Exercise task: Gather all lines in the data that hold the string "React".

Recorded information:
******************************

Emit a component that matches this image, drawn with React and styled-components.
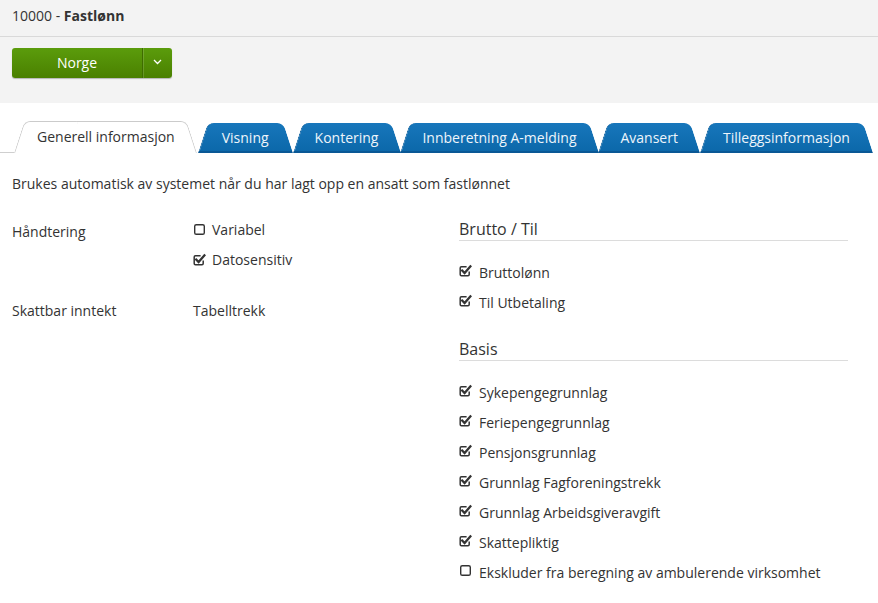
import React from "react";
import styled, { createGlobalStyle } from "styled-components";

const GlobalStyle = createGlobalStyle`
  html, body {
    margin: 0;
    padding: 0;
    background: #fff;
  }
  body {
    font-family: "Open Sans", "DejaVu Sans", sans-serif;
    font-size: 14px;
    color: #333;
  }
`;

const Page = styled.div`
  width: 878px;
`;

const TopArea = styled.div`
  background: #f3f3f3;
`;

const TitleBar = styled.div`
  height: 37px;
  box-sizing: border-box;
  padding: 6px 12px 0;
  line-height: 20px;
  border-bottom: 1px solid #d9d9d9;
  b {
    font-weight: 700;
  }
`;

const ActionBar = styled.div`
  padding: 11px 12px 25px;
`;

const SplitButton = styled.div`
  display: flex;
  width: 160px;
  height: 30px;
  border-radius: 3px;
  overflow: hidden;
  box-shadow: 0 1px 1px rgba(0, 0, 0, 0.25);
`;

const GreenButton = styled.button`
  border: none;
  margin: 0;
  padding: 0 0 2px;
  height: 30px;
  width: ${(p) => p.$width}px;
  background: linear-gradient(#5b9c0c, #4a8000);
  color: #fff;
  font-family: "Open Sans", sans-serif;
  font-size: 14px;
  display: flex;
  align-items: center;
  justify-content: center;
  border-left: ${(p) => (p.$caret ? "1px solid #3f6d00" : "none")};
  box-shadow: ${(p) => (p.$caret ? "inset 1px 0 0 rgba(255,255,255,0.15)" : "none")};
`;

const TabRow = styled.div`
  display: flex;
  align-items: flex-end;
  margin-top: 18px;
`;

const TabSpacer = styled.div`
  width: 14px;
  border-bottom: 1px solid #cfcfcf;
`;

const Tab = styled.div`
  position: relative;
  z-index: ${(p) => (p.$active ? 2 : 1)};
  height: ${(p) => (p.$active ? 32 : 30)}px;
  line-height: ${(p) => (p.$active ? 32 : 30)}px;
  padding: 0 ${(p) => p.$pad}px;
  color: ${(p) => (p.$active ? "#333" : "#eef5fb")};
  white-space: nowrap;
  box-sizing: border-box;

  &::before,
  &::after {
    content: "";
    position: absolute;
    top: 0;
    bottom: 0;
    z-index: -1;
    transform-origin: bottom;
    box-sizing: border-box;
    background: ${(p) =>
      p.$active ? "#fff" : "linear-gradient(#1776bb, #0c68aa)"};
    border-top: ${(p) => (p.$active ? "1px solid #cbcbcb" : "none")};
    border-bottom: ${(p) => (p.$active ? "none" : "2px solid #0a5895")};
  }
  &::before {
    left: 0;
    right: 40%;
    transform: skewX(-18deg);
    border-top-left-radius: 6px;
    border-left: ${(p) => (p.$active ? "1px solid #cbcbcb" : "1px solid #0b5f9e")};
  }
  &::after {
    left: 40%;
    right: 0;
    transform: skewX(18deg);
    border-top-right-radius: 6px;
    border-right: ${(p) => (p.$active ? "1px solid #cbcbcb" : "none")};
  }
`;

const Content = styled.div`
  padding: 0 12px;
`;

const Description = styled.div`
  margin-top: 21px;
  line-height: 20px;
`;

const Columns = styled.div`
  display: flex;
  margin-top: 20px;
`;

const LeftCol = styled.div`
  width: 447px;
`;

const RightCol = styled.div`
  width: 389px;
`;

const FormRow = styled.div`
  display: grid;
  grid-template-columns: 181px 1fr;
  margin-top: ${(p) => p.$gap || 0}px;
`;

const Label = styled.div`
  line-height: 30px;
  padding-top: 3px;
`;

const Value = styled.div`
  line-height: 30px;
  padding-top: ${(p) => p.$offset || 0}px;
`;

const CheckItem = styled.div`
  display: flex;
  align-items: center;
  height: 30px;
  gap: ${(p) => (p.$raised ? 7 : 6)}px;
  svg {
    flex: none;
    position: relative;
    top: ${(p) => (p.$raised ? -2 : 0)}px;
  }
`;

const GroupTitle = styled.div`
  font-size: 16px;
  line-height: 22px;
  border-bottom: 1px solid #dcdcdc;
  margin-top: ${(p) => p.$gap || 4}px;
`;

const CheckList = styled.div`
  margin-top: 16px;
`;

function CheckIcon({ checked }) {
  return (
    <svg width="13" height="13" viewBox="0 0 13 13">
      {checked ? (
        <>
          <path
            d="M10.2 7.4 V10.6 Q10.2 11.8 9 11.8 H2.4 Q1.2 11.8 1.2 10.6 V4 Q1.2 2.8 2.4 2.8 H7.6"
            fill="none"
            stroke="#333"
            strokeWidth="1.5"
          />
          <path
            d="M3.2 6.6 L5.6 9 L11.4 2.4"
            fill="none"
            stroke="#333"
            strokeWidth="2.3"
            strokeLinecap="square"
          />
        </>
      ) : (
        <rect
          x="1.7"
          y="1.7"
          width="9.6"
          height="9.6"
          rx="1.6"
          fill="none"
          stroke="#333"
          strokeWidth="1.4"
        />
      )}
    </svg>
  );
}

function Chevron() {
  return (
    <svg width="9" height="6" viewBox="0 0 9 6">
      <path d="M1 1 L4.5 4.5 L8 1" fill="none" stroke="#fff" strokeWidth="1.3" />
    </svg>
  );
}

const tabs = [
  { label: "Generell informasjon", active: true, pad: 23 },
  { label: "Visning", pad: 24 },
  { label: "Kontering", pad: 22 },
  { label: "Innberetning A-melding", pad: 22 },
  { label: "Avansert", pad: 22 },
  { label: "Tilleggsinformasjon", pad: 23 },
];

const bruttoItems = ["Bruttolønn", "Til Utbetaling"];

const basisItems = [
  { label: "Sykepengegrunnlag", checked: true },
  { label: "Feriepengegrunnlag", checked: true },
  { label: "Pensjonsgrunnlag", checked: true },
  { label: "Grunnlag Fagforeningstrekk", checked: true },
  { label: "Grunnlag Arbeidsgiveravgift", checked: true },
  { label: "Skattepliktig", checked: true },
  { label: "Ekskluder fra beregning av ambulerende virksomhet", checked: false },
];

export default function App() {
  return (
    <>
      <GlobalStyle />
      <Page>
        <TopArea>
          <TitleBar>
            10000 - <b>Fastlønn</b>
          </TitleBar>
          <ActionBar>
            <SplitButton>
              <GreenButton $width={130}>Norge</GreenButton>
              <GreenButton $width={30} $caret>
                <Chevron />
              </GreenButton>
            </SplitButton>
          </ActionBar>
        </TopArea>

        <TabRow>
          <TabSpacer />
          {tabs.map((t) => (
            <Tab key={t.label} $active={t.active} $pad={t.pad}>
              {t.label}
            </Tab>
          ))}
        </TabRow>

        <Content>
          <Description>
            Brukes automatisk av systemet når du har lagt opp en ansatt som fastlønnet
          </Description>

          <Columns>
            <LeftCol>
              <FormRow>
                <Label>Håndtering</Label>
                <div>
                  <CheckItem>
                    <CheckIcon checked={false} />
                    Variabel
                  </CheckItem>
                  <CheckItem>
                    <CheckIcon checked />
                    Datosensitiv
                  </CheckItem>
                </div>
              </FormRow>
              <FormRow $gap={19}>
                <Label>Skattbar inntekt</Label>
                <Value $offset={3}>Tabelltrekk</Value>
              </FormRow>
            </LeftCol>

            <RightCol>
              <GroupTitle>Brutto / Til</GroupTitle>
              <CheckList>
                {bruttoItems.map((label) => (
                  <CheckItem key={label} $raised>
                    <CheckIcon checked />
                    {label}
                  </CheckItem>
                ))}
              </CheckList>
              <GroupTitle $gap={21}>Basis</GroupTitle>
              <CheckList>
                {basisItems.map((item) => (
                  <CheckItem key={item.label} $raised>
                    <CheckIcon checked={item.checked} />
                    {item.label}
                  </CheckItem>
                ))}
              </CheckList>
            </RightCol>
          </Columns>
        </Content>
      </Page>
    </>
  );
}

******************************

Response to the exercise:
Emit a component that matches this image, drawn with React and styled-components.
import React from "react";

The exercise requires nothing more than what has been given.